I eased up to the bar next to Ass-Eyes and grabbed a glass that looked like straight Evan Williams, so I downed that sucker – holy shit, I coughed and spit, eyes popping out, throat burned like a 3 alarm fire; but then I turned nonchalantly to Ass-Eyes and said that was smooth! He stared at me in disbelief for a minute and said that was his tobacco spit!

I decided it was time to end this sales call (cold calls never were my thing); and they all followed me out to my truck. Guess I made an impression as several lifted their fingers, which obviously meant that super salesman Don and Avon were #1, and several more, even the unfriendly gals, bared their rears to show how soft Avon can make even gnarled flesh.
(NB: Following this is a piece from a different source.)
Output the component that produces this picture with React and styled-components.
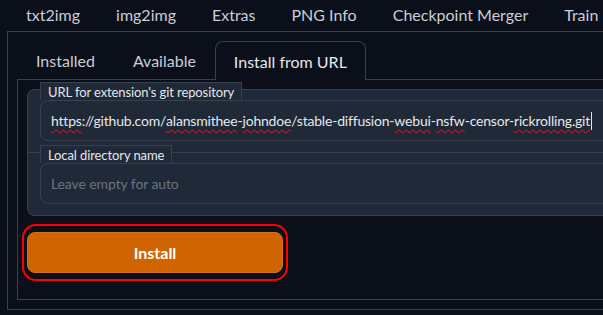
import React from "react";
import styled, { createGlobalStyle } from "styled-components";

const COLORS = {
  page: "#0b0f19",
  line: "#374151",
  block: "#1f2937",
  text: "#c9ced6",
  strong: "#e5e7eb",
  muted: "#6b7280",
  orange: "#cf6400",
};

const TOP_TABS = ["txt2img", "img2img", "Extras", "PNG Info", "Checkpoint Merger", "Train"];
const SUB_TABS = ["Installed", "Available", "Install from URL"];

const URL_PARTS = [
  { text: "https", typo: true },
  { text: "://github.com/" },
  { text: "alansmithee", typo: true },
  { text: "-" },
  { text: "johndoe", typo: true },
  { text: "/stable-diffusion-" },
  { text: "webui", typo: true },
  { text: "-" },
  { text: "nsfw", typo: true },
  { text: "-censor-" },
  { text: "rickrolling.git", typo: true },
];

const GlobalStyle = createGlobalStyle`
  body {
    margin: 0;
    background: ${COLORS.page};
    overflow: hidden;
    font-family: Lato, "Open Sans", sans-serif;
  }
`;

const App = () => {
  return (
    <>
      <GlobalStyle />
      <Page>
        <TopNav>
          {TOP_TABS.map((tab) => (
            <TopTab key={tab}>{tab}</TopTab>
          ))}
        </TopNav>
        <OuterPanel>
          <SubNav>
            {SUB_TABS.map((tab, i) => (
              <SubTab key={tab} $selected={i === 2}>
                {tab}
              </SubTab>
            ))}
          </SubNav>
          <InnerPanel>
            <Form>
              <Field>
                <FieldLabel>URL for extension's git repository</FieldLabel>
                <TextBox>
                  {URL_PARTS.map((part, i) =>
                    part.typo ? <Typo key={i}>{part.text}</Typo> : <span key={i}>{part.text}</span>
                  )}
                  <Caret />
                </TextBox>
              </Field>
              <Field $divided>
                <FieldLabel>Local directory name</FieldLabel>
                <TextInput placeholder="Leave empty for auto" readOnly />
              </Field>
            </Form>
            <Highlight>
              <InstallButton>Install</InstallButton>
            </Highlight>
          </InnerPanel>
        </OuterPanel>
      </Page>
    </>
  );
};

const Page = styled.div`
  width: 720px;
  padding-left: 7px;
`;

const TopNav = styled.div`
  display: flex;
  height: 31px;
  align-items: center;
  padding: 0 0 2px 1px;
  box-sizing: border-box;
`;

const TopTab = styled.div`
  padding: 0 18px;
  font-size: 16px;
  color: ${COLORS.text};
`;

const OuterPanel = styled.div`
  box-sizing: border-box;
  height: 279px;
  border: 1px solid ${COLORS.line};
  border-right: none;
  padding: 9px 0 9px 9px;
  display: flex;
  flex-direction: column;
`;

const SubNav = styled.div`
  display: flex;
  height: 38px;
`;

const SubTab = styled.div`
  box-sizing: border-box;
  height: ${(p) => (p.$selected ? "39px" : "38px")};
  display: flex;
  align-items: center;
  padding: 0 18px;
  font-size: 16px;
  color: ${(p) => (p.$selected ? COLORS.strong : COLORS.text)};
  border: 1px solid ${(p) => (p.$selected ? COLORS.line : "transparent")};
  border-bottom: none;
  border-radius: 8px 8px 0 0;
  background: ${COLORS.page};
  position: relative;
  z-index: 1;
`;

const InnerPanel = styled.div`
  box-sizing: border-box;
  height: 221px;
  border: 1px solid ${COLORS.line};
  border-right: none;
  padding: 9px 0 0 9px;
`;

const Form = styled.div`
  display: flex;
  flex-direction: column;
  background: ${COLORS.block};
  border: 1px solid ${COLORS.line};
  border-right: none;
  border-radius: 8px 0 0 8px;
`;

const Field = styled.div`
  display: flex;
  flex-direction: column;
  align-items: flex-start;
  padding: 0 0 11px 12px;
  border-top: ${(p) => (p.$divided ? `1px solid ${COLORS.line}` : "none")};
`;

const FieldLabel = styled.span`
  box-sizing: border-box;
  height: 18px;
  margin-top: -8px;
  padding: 0 7px;
  display: flex;
  align-items: center;
  font-size: 13px;
  letter-spacing: -0.1px;
  color: ${COLORS.strong};
  background: ${COLORS.block};
  border: 1px solid ${COLORS.line};
  border-bottom: none;
`;

const TextBox = styled.div`
  box-sizing: border-box;
  width: 640px;
  height: 41px;
  display: flex;
  align-items: center;
  padding: 0 10px;
  font-size: 14px;
  letter-spacing: -0.2px;
  color: ${COLORS.strong};
  border: 1px solid ${COLORS.line};
  border-radius: 8px;
  white-space: nowrap;
`;

const Typo = styled.span`
  text-decoration: underline wavy #e0202a 1px;
  text-underline-offset: 3px;
`;

const Caret = styled.span`
  width: 1px;
  height: 18px;
  margin-left: 1px;
  background: ${COLORS.strong};
`;

const TextInput = styled.input`
  box-sizing: border-box;
  width: 640px;
  height: 41px;
  padding: 0 10px;
  font-family: inherit;
  font-size: 14px;
  letter-spacing: -0.1px;
  color: ${COLORS.strong};
  background: transparent;
  border: 1px solid ${COLORS.line};
  border-radius: 8px;
  outline: none;

  &::placeholder {
    color: ${COLORS.muted};
  }
`;

const Highlight = styled.div`
  align-self: flex-start;
  display: inline-flex;
  margin: 8px 0 0 -5px;
  padding: 6px 3px;
  border: 2px solid #ff0000;
  border-radius: 14px;
`;

const InstallButton = styled.button`
  width: 256px;
  height: 41px;
  font-family: inherit;
  font-size: 16px;
  font-weight: 700;
  color: #ffffff;
  background: ${COLORS.orange};
  border: 1px solid #d9731a;
  border-radius: 8px;
`;

export default App;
Like that movie guy, Arnold what’s his name (talks funny), I threw out my scrawny chest, flexed my sagging breast – felt my nipples go hard – gee, it was exhilarating as I turned to them as I was walking away and said,” I’ll be back!” Lordy, lordy, I never in my born life saw such a flurry of activity with people scrambling over each other, half naked men and women with their pants around their ankles jumping on those god awesome bikes, roaring engines, spurring black smoke, throwing gravel, and flat ass hauling out of Bubba’s parking lot – hope I didn’t offend them with my remarks.